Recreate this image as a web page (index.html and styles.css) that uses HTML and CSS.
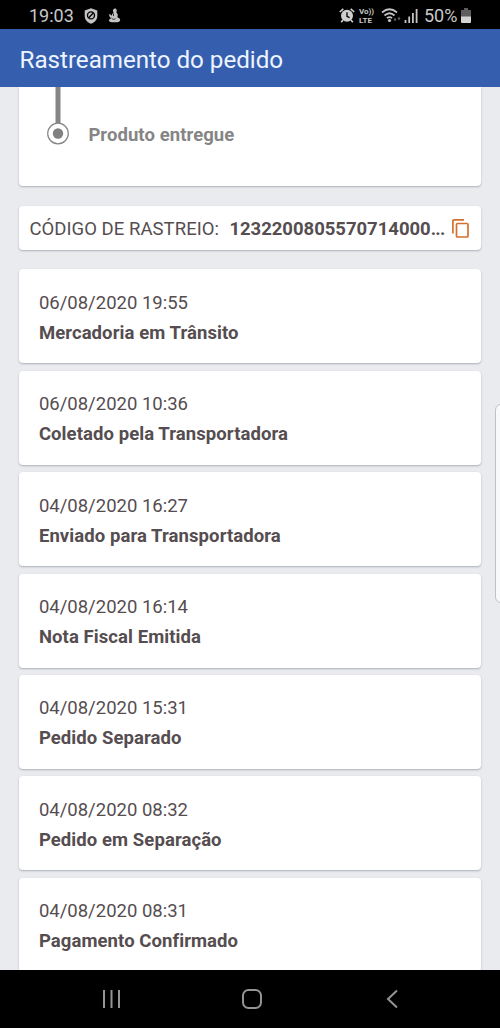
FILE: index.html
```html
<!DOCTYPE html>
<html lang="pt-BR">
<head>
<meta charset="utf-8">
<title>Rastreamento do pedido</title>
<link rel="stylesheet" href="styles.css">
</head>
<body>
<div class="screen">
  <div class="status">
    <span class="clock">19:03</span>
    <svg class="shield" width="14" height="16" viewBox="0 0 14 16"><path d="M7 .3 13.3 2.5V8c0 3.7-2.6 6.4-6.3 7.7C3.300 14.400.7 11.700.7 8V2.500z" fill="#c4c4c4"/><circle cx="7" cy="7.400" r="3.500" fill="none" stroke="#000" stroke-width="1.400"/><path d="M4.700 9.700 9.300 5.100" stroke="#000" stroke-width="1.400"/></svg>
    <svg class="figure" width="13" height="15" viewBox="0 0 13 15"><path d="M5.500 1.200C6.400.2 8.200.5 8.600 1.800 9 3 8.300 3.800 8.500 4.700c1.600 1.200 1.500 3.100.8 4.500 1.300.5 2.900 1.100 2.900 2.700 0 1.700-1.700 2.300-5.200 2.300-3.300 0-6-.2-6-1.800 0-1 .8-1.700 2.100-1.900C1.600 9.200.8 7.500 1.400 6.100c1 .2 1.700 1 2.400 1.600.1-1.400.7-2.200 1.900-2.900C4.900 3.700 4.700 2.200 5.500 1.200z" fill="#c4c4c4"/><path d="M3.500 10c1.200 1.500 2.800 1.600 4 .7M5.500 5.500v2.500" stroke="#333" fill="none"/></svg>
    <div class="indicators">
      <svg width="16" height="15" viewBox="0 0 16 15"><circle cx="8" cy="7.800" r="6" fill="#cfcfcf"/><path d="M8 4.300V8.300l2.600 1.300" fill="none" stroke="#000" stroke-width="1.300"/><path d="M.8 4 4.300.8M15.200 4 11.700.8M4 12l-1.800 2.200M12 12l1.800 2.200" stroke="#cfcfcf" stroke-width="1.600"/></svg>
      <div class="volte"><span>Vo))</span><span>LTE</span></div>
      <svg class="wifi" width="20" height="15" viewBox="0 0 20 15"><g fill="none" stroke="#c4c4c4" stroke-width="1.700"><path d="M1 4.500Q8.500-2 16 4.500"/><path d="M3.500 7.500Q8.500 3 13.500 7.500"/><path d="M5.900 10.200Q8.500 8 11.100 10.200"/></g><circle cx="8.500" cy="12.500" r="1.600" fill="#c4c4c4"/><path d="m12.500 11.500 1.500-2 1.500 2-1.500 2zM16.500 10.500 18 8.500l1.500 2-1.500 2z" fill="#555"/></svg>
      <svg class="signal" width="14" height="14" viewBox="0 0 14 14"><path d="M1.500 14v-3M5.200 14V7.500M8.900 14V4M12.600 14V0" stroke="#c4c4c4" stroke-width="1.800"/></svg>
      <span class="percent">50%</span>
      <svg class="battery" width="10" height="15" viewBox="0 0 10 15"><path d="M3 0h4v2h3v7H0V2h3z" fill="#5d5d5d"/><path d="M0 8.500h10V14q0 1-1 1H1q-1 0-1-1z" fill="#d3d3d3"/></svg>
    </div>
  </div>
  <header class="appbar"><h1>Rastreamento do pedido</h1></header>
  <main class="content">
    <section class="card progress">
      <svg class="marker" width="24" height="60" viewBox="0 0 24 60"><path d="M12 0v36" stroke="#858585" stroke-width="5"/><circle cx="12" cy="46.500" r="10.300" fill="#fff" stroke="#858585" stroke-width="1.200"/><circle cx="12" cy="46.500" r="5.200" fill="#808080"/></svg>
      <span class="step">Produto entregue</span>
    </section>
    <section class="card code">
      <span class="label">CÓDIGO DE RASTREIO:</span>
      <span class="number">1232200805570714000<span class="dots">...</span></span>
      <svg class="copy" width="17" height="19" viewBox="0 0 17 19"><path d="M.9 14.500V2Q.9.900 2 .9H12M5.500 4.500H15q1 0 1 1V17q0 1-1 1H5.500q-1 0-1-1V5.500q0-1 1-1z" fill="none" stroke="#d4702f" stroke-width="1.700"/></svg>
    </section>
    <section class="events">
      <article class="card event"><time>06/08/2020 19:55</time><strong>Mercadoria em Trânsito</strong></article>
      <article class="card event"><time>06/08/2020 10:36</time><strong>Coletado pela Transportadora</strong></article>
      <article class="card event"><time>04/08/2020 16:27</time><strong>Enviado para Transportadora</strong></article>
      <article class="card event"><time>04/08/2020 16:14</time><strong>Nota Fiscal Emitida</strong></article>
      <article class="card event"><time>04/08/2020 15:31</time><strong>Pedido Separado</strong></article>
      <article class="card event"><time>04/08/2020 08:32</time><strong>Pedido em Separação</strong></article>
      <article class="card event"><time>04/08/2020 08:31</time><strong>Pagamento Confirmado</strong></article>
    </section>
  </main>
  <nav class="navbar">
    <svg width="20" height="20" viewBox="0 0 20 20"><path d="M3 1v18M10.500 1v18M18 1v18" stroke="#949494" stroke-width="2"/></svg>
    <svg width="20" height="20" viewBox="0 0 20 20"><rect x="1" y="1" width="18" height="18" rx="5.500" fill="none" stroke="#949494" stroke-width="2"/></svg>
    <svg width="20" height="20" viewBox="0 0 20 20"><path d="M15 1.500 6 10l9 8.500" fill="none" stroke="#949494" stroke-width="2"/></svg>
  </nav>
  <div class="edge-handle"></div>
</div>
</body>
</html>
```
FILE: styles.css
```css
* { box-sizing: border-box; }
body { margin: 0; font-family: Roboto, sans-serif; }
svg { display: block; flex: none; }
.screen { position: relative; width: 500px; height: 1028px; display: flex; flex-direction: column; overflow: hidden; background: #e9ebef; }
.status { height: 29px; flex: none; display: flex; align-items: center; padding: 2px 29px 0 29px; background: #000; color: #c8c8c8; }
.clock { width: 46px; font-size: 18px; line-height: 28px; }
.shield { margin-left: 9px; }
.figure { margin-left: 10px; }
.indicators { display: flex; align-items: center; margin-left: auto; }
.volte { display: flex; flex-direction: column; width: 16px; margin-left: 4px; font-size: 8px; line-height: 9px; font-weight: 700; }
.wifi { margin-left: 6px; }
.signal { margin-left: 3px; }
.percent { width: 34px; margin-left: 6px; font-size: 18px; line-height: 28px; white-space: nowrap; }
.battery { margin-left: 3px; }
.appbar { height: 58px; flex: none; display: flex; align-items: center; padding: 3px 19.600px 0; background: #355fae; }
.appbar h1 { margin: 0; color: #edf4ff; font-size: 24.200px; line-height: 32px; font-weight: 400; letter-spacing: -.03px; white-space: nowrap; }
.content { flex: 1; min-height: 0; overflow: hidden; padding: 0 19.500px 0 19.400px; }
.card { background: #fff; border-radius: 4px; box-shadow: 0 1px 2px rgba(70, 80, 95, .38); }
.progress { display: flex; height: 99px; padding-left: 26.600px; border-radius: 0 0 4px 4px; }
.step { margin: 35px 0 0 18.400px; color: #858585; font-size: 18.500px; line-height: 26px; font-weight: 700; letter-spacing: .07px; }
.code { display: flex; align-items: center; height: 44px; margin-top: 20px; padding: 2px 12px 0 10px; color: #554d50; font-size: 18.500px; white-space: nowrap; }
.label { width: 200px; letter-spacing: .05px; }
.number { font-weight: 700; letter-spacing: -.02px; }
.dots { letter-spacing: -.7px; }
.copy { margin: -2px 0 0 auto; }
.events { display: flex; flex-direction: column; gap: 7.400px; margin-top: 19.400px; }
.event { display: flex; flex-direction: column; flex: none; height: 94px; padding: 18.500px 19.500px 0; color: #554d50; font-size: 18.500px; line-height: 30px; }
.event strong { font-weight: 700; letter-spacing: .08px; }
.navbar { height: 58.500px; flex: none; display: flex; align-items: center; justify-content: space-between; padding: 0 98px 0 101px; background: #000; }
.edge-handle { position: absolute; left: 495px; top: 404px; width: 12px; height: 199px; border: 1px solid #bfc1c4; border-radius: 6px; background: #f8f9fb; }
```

================

**DIRECTION**
Find the lines holding "index" and list every one.

**SOLUTION TO THE PROBLEM**
Recreate this image as a web page (index.html and styles.css) that uses HTML and CSS.
FILE: index.html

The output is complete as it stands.